Genius Evokes Wonder and Not Worship as Jesus Does
And so that leads me to my closing thought, that genius evokes wonder and not worship, and all through the ages worship and not wonder has been faith’s final attitude to Christ. From first to last, in the New Testament, Christ is the object of adoring worship. Confronted by no august tradition, the apostles found themselves bowing at His feet. And from that day on to this, every believer in his holiest hours has carried all that he has found in Jesus into the heart of the eternal God. Seeking God’s will, he has followed Christ’s will; listening for God’s voice, he has heard Jesus’ voice. The love revealed on the cross is not man’s love to him: it is the love that harbours in the heart of God.
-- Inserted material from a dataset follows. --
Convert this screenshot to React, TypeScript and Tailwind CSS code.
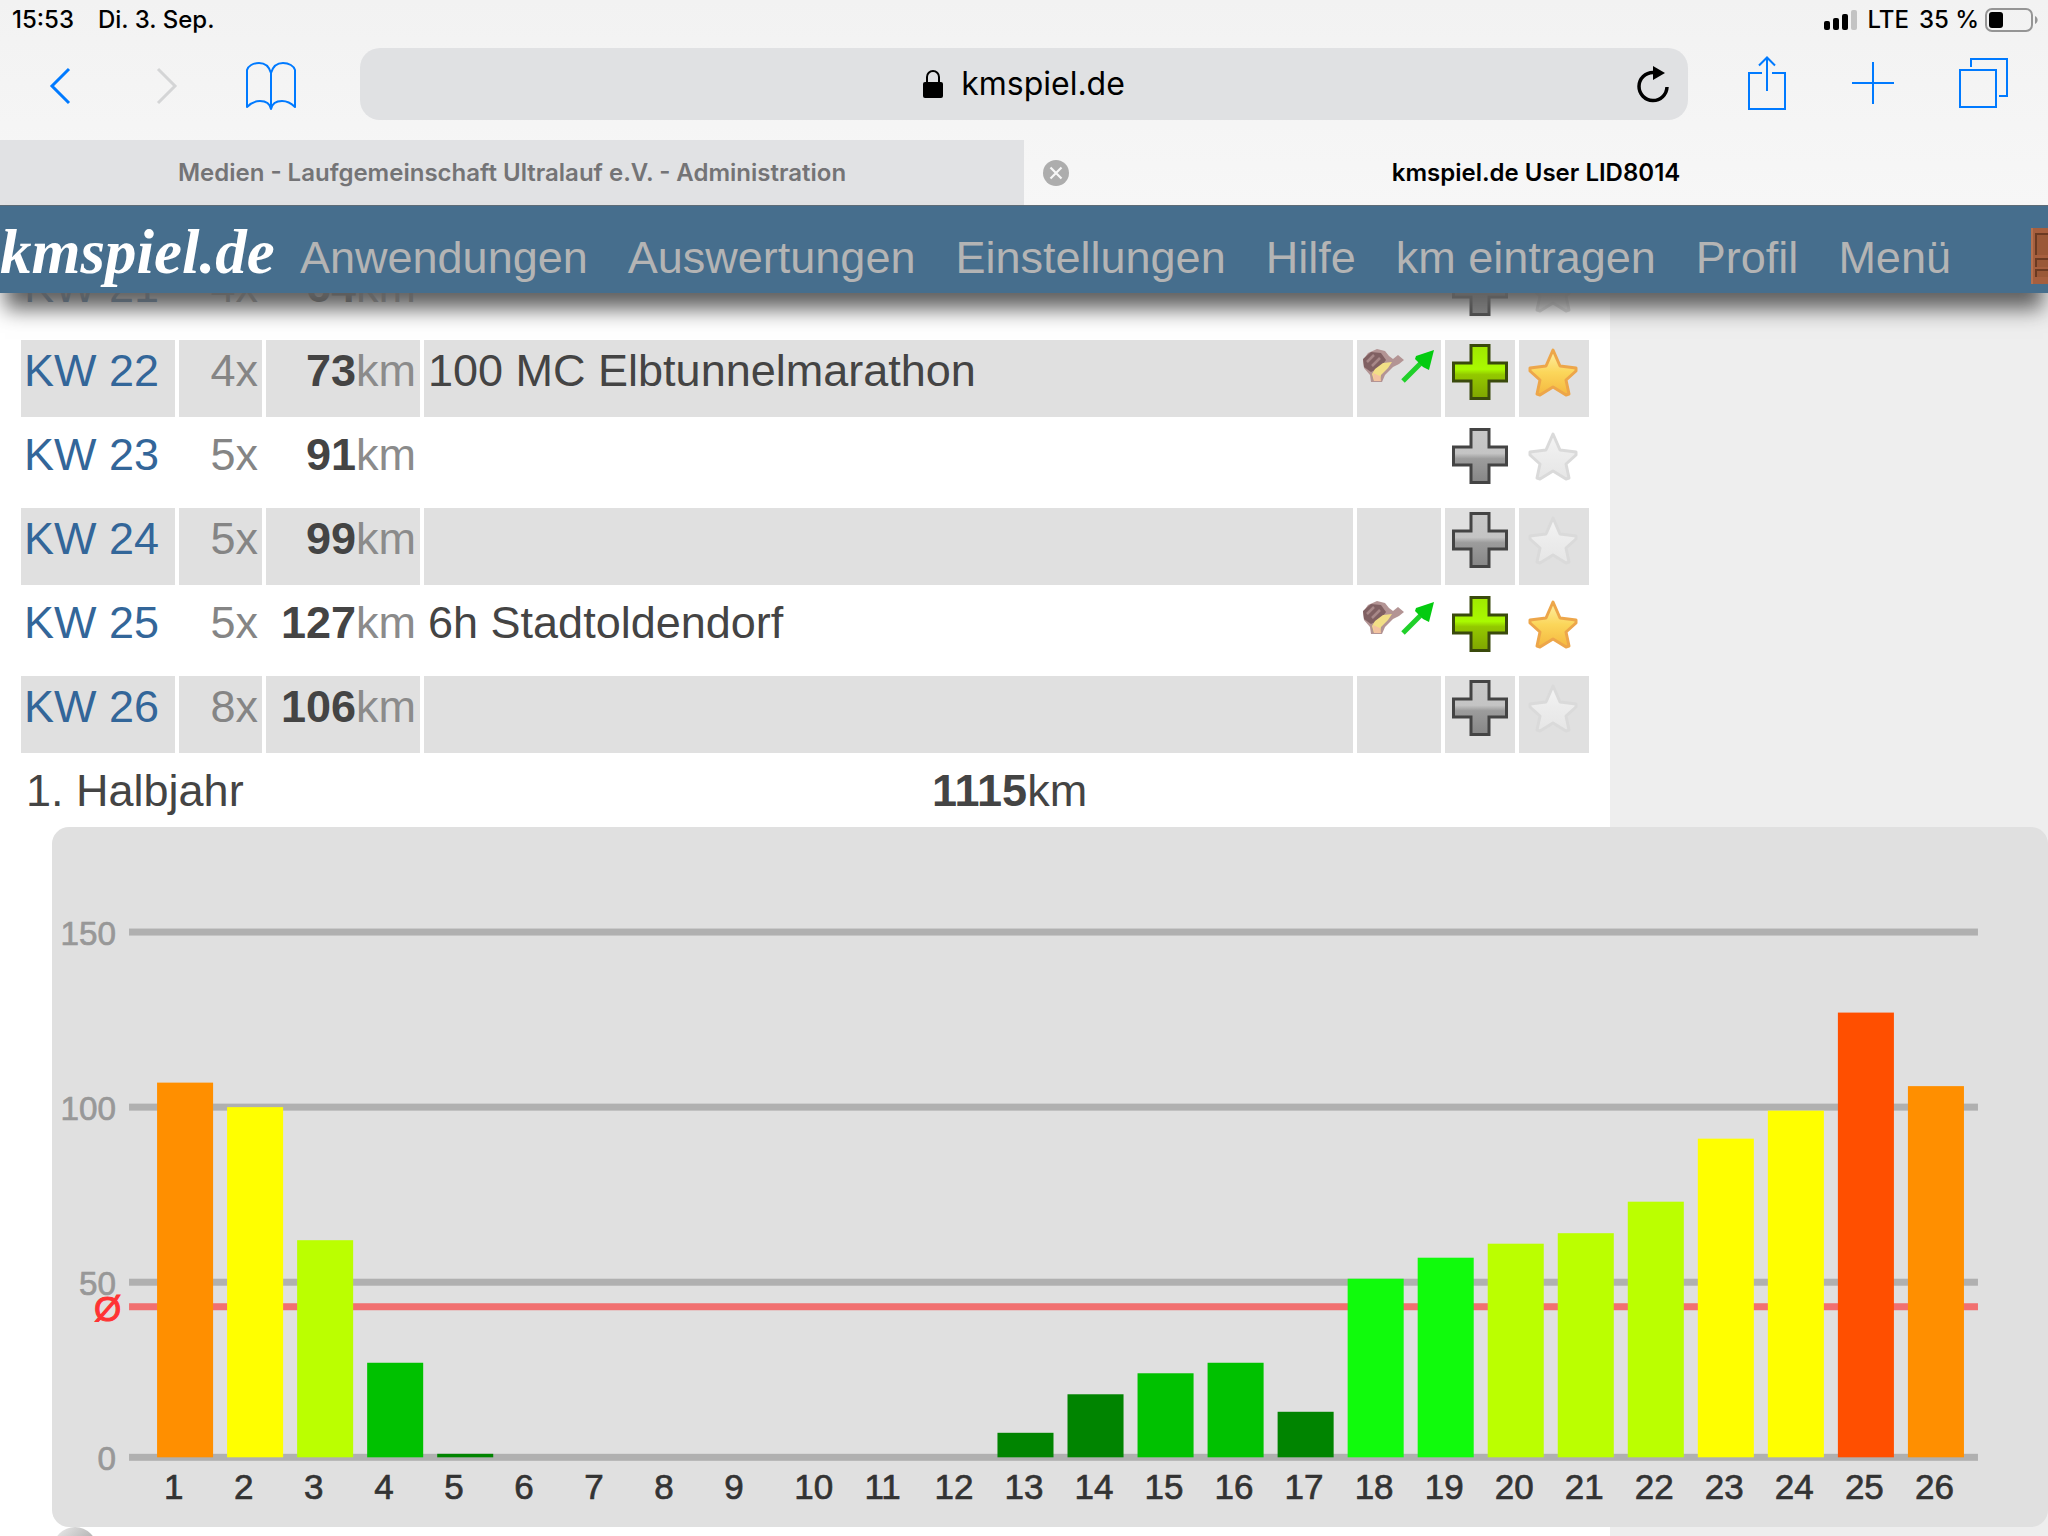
import { ReactNode } from "react";

const UI_FONT = "font-['Inter','Roboto',sans-serif]";
const PAGE_FONT = "font-['Liberation_Sans',Arial,sans-serif]";

interface Week {
  week: number;
  runs: number;
  km: number;
  note?: string;
  race?: boolean;
}

const weeks: Week[] = [
  { week: 21, runs: 4, km: 64 },
  { week: 22, runs: 4, km: 73, note: "100 MC Elbtunnelmarathon", race: true },
  { week: 23, runs: 5, km: 91 },
  { week: 24, runs: 5, km: 99 },
  { week: 25, runs: 5, km: 127, note: "6h Stadtoldendorf", race: true },
  { week: 26, runs: 8, km: 106 },
];

const kmPerWeek = [
  107, 100, 62, 27, 1, 0, 0, 0, 0, 0, 0, 0, 7, 18, 24, 27, 13, 51, 57, 61, 64, 73, 91, 99, 127, 106,
];

const navItems = ["Anwendungen", "Auswertungen", "Einstellungen", "Hilfe", "km eintragen", "Profil", "Menü"];

function barColor(km: number) {
  if (km > 120) return "#ff4f00";
  if (km > 100) return "#ff8f00";
  if (km > 80) return "#ffff00";
  if (km > 60) return "#bbff00";
  if (km > 40) return "#10fb0c";
  if (km > 20) return "#00c100";
  return "#008400";
}

function StatusBar() {
  return (
    <div className="flex h-10 items-center justify-between pr-[10px] pl-3 text-2xl font-medium text-black">
      <div className="flex gap-6">
        <span>15:53</span>
        <span>Di. 3. Sep.</span>
      </div>
      <div className="flex items-center">
        <svg width="33" height="20" viewBox="0 0 33 20" className="mr-2.5">
          <rect x="0" y="11" width="6" height="9" rx="2" />
          <rect x="9" y="8" width="6" height="12" rx="2" />
          <rect x="18" y="4" width="6" height="16" rx="2" />
          <rect x="27" y="0" width="6" height="20" rx="2" fill="#c3c3c3" />
        </svg>
        <span className="mr-2.5">LTE</span>
        <span className="mr-1.5">35 %</span>
        <svg width="53" height="24" viewBox="0 0 53 24">
          <rect x="1" y="1" width="46" height="22" rx="6" fill="none" stroke="#959595" strokeWidth="2" />
          <rect x="4" y="4" width="14" height="16" rx="3" />
          <path d="M50 8c3.500 1.500 3.500 6.500 0 8z" fill="#959595" />
        </svg>
      </div>
    </div>
  );
}

function ToolButton({ label, children }: { label: string; children: ReactNode }) {
  return (
    <button type="button" aria-label={label} className="flex h-[60px] shrink-0 items-center justify-center text-[#007aff]">
      {children}
    </button>
  );
}

function Toolbar() {
  return (
    <div className="flex h-[100px] items-start pt-2 pr-10 pl-12">
      <div className="flex w-[312px] shrink-0 pt-2">
        <ToolButton label="Zurück">
          <svg width="24" height="50" viewBox="0 0 24 50" fill="none" stroke="currentColor" strokeWidth="3">
            <path d="M21 8L4 25l17 17" />
          </svg>
        </ToolButton>
        <div className="w-[83px]" />
        <ToolButton label="Vorwärts">
          <svg width="24" height="50" viewBox="0 0 24 50" fill="none" stroke="#d4d5d6" strokeWidth="3">
            <path d="M3 8l17 17L3 42" />
          </svg>
        </ToolButton>
        <div className="w-[66px]" />
        <ToolButton label="Lesezeichen">
          <svg width="52" height="50" viewBox="0 0 52 50" fill="none" stroke="currentColor" strokeWidth="2" strokeLinejoin="round">
            <path d="M26 12C24 5 19 2 14 2 8 2 3 5 2 9v37c4-4 8-6 13-6 6 0 10 3 11 8 1-5 5-8 11-8 5 0 9 2 13 6V9C49 5 44 2 38 2c-5 0-10 3-12 10zv36" />
          </svg>
        </ToolButton>
      </div>
      <div className="relative flex h-[72px] min-w-0 flex-1 items-center justify-center rounded-[20px] bg-[#e0e1e3]">
        <svg width="20" height="28" viewBox="0 0 20 28" className="mr-[18px]">
          <rect x="0" y="12" width="20" height="16" rx="2" />
          <path d="M4 13V7a6 6 0 0 1 12 0v6" fill="none" stroke="black" strokeWidth="2" />
        </svg>
        <span className="text-[32px] text-black">kmspiel.de</span>
        <button type="button" aria-label="Neu laden" className="absolute right-[18px]">
          <svg width="34" height="38" viewBox="0 0 34 38">
            <path d="M17 7.500A14 14 0 1 0 31 22" fill="none" stroke="black" strokeWidth="3.500" />
            <path d="M17 1v14l12-7z" />
          </svg>
        </button>
      </div>
      <div className="flex w-80 shrink-0 justify-between pt-[5px] pl-[60px]">
        <ToolButton label="Teilen">
          <svg width="38" height="54" viewBox="0 0 38 54" fill="none" stroke="currentColor" strokeWidth="2">
            <path d="M14 17H1v36h36V17H24M19 35V2M11 9.500L19 1.500l8 8" />
          </svg>
        </ToolButton>
        <ToolButton label="Neuer Tab">
          <svg width="42" height="42" viewBox="0 0 42 42" fill="none" stroke="currentColor" strokeWidth="2">
            <path d="M21 0v42M0 21h42" />
          </svg>
        </ToolButton>
        <ToolButton label="Tabs">
          <svg width="49" height="50" viewBox="0 0 49 50" fill="none" stroke="currentColor" strokeWidth="2">
            <path d="M1 12h36v37H1zM12 9V1h36v37h-8" />
          </svg>
        </ToolButton>
      </div>
    </div>
  );
}

function TabBar() {
  return (
    <div className="grid h-[65px] grid-cols-2 text-center text-2xl leading-[65px] font-semibold">
      <button type="button" className="bg-[#e1e2e4] text-[#747476]">
        Medien - Laufgemeinschaft Ultralauf e.V. - Administration
      </button>
      <div className="relative">
        <button type="button" aria-label="Tab schließen" className="absolute top-5 left-[19px]">
          <svg width="26" height="26" viewBox="0 0 26 26">
            <circle cx="13" cy="13" r="13" fill="#adadad" />
            <path d="M7.500 7.500l11 11M18.500 7.500l-11 11" stroke="#f7f7f7" strokeWidth="2.200" />
          </svg>
        </button>
        <span className="text-black">kmspiel.de User LID8014</span>
      </div>
    </div>
  );
}

function SiteNav() {
  return (
    <nav className="absolute inset-x-0 top-0 z-10 flex h-[88px] items-center border-t border-[#5d6b76] bg-[#466e8d] whitespace-nowrap shadow-[0_21px_20px_-5px_#606060]">
      <a href="#" className="w-[300px] shrink-0 pt-1 font-['Liberation_Serif',serif] text-[63px] leading-[80px] font-bold text-white italic">
        kmspiel.de
      </a>
      <div className="flex gap-10 pt-4 text-[45px] leading-[60px] text-[#b4b4b4]">
        {navItems.map((item) => (
          <a key={item} href="#">
            {item}
          </a>
        ))}
      </div>
      <div className="ml-auto w-[17px] shrink-0 overflow-hidden pt-3">
        <svg width="56" height="56" viewBox="0 0 56 56">
          <rect width="56" height="56" fill="#a65f3e" />
          <path d="M5 6h51v21H5zM5 31h51v8H5zM5 42h51v7H5z" fill="#9a5837" />
          <path d="M5 27V6h51M5 39v-8h51M5 49v-7h51" fill="none" stroke="#6b3a22" strokeWidth="2" />
          <path d="M1 0v56" stroke="#b5714f" strokeWidth="2" />
        </svg>
      </div>
    </nav>
  );
}

function RaceIcon() {
  return (
    <svg width="74" height="38" viewBox="0 0 74 38">
      <path d="M0 12l5-7 9-4 8 2 4 5 4 3 5-4 6 5-5 4-6 3-8 8-3 7H8L7 27 1 20z" fill="#b39494" />
      <path d="M0 11l8-7 10 1 5 7-5 7-10 5-7-5z" fill="#806062" />
      <path d="M4 14l7-7M9 18l8-8" stroke="#a78888" strokeWidth="2.500" />
      <path d="M12 21l8-6 9-1-4 6-7 7-1 6h-6l-2-7z" fill="#f2df86" />
      <path d="M10 25l7 3 1 5h-7z" fill="#f3c3a0" />
      <path d="M40 33L58 15" stroke="#20d02a" strokeWidth="5" />
      <path d="M71 2l-5 20-6-3-8-8 1-3z" fill="#04cb10" />
    </svg>
  );
}

function PlusIcon({ active }: { active?: boolean }) {
  const id = active ? "plus-on" : "plus-off";
  return (
    <svg width="56" height="56" viewBox="0 0 56 56">
      <defs>
        <linearGradient id={id} x1="0" y1="0" x2="0" y2="1">
          <stop offset="0" stopColor={active ? "#a0e800" : "#c8c8c8"} />
          <stop offset="0.450" stopColor={active ? "#a9fa00" : "#c4c4c4"} />
          <stop offset="0.550" stopColor={active ? "#93c800" : "#9c9c9c"} />
          <stop offset="1" stopColor={active ? "#7fa500" : "#868686"} />
        </linearGradient>
      </defs>
      <path
        d="M19 1.500h18V19h17.500v18H37v17.500H19V37H1.500V19H19z"
        fill={`url(#${id})`}
        stroke={active ? "#3a4a0c" : "#444444"}
        strokeWidth="3"
      />
    </svg>
  );
}

function StarIcon({ active }: { active?: boolean }) {
  const id = active ? "star-on" : "star-off";
  return (
    <svg width="52" height="52" viewBox="0 0 52 52">
      <defs>
        <linearGradient id={id} x1="0" y1="0" x2="0" y2="1">
          <stop offset="0" stopColor={active ? "#fff0a8" : "#f4f4f4"} />
          <stop offset="0.500" stopColor={active ? "#fbd65a" : "#ececec"} />
          <stop offset="1" stopColor={active ? "#f5b840" : "#e6e6e6"} />
        </linearGradient>
      </defs>
      <path
        d="M26 4l7 16 16 2v3L39 34l3 14-3 1-13-8-13 8-3-1 3-14L3 25v-3l16-2z"
        fill={`url(#${id})`}
        stroke={active ? "#eda64a" : "#dadada"}
        strokeWidth="3"
        strokeLinejoin="round"
      />
    </svg>
  );
}

function WeekRow({ week, runs, km, note, race }: Week) {
  return (
    <tr className="h-[77px] align-top leading-[62px] even:*:bg-[#e0e0e0]">
      <td className="pl-[3px]">
        <a href="#" className="text-[#336699]">
          KW {week}
        </a>
      </td>
      <td className="pr-1 text-right text-[#858585]">{runs}x</td>
      <td className="pr-1 text-right text-[#8b8b8b]">
        <b className="text-[#444444]">{km}</b>km
      </td>
      <td className="pl-1">{note}</td>
      <td>
        {race && (
          <div className="pt-2 pl-1.5">
            <RaceIcon />
          </div>
        )}
      </td>
      <td>
        <button type="button" aria-label="Eintrag hinzufügen" className="block pt-1 pl-[7px]">
          <PlusIcon active={race} />
        </button>
      </td>
      <td>
        <button type="button" aria-label="Favorit" className="block pt-1.5 pl-2">
          <StarIcon active={race} />
        </button>
      </td>
    </tr>
  );
}

function HalfYearChart() {
  return (
    <svg viewBox="0 0 570 200" className="block w-full rounded-[17px] bg-[#e0e0e0]" fontSize="10">
      {[150, 100, 50, 0].map((km) => (
        <g key={km}>
          <rect x="22" y={179 - km} width="528" height="2" fill="#b0b0b0" />
          <text x="18.300" y={183.7 - km} textAnchor="end" fontSize="9.500" fill="#989898" stroke="#989898" strokeWidth="0.200">
            {km}
          </text>
        </g>
      ))}
      <rect x="22" y="136" width="528" height="2" fill="#f17070" />
      <text x="12" y="141" fill="#ff3333" stroke="#ff3333" strokeWidth="0.300">
        Ø
      </text>
      {kmPerWeek.map((km, i) => (
        <g key={i}>
          <rect x={30 + i * 20} y={180 - km} width="16" height={km} fill={barColor(km)} />
          <text x={32 + i * 20} y="192" fill="#333333" stroke="#333333" strokeWidth="0.200">
            {i + 1}
          </text>
        </g>
      ))}
    </svg>
  );
}

export default function App() {
  return (
    <div className={`flex h-screen flex-col overflow-hidden bg-[#eeeeee] ${PAGE_FONT}`}>
      <header className={`shrink-0 bg-linear-to-b from-[#f2f2f2] to-[#f7f7f7] ${UI_FONT}`}>
        <StatusBar />
        <Toolbar />
        <TabBar />
      </header>
      <div className="relative flex-1">
        <SiteNav />
        <main className="h-full w-[1610px] max-w-full bg-white pt-11 text-[45px] text-[#444444]">
          <table className="ml-[17px] w-[calc(100%-34px)] table-fixed border-separate border-spacing-x-1 border-spacing-y-[7px]">
            <colgroup>
              <col className="w-[154px]" />
              <col className="w-[83px]" />
              <col className="w-[154px]" />
              <col />
              <col className="w-[84px]" />
              <col className="w-[70px]" />
              <col className="w-[70px]" />
            </colgroup>
            <tbody>
              {weeks.map((row) => (
                <WeekRow key={row.week} {...row} />
              ))}
            </tbody>
          </table>
          <div className="grid grid-cols-[906px_1fr] pl-[26px] leading-[62px]">
            <span>1. Halbjahr</span>
            <span>
              <b>1115</b>km
            </span>
          </div>
          <div className="mt-[5px] ml-[52px] w-[calc(100vw-52px)]">
            <HalfYearChart />
            <div className="h-[9px] overflow-hidden">
              <div className="ml-px size-11 rounded-full bg-linear-to-br from-[#f0f0f0] to-[#8a8a8a]" />
            </div>
          </div>
        </main>
      </div>
    </div>
  );
}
Until, not as a matter of reasoning, but by the sheer power of spiritual impression, he has bowed down and worshipped at Christ’s feet. The matter was never more beautifully put than in that exquisite story about Charles Lamb. You remember how Lamb and his friends one evening were talking about people they would like to have met. And one said he would like to have met Chaucer, and another brought up the name of Sir Thomas Browne. And at length that sacred name was mentioned–the name which is above every name. And there was a pause, and then Lamb said, in his slow, gentle, and stammering way, “If Shakespeare came into the room we should all stand up, but if He came in we should all kneel.” Saint Charles!–as Thackeray once called thee–thou hadst the right of it with that dear heart of thine. There is a single sentence is the difference, felt always, yet not always uttered. Yes, if Shakespeare came into our midst, we should all stand up, we students, to acclaim him; but if HE came in, we should all kneel.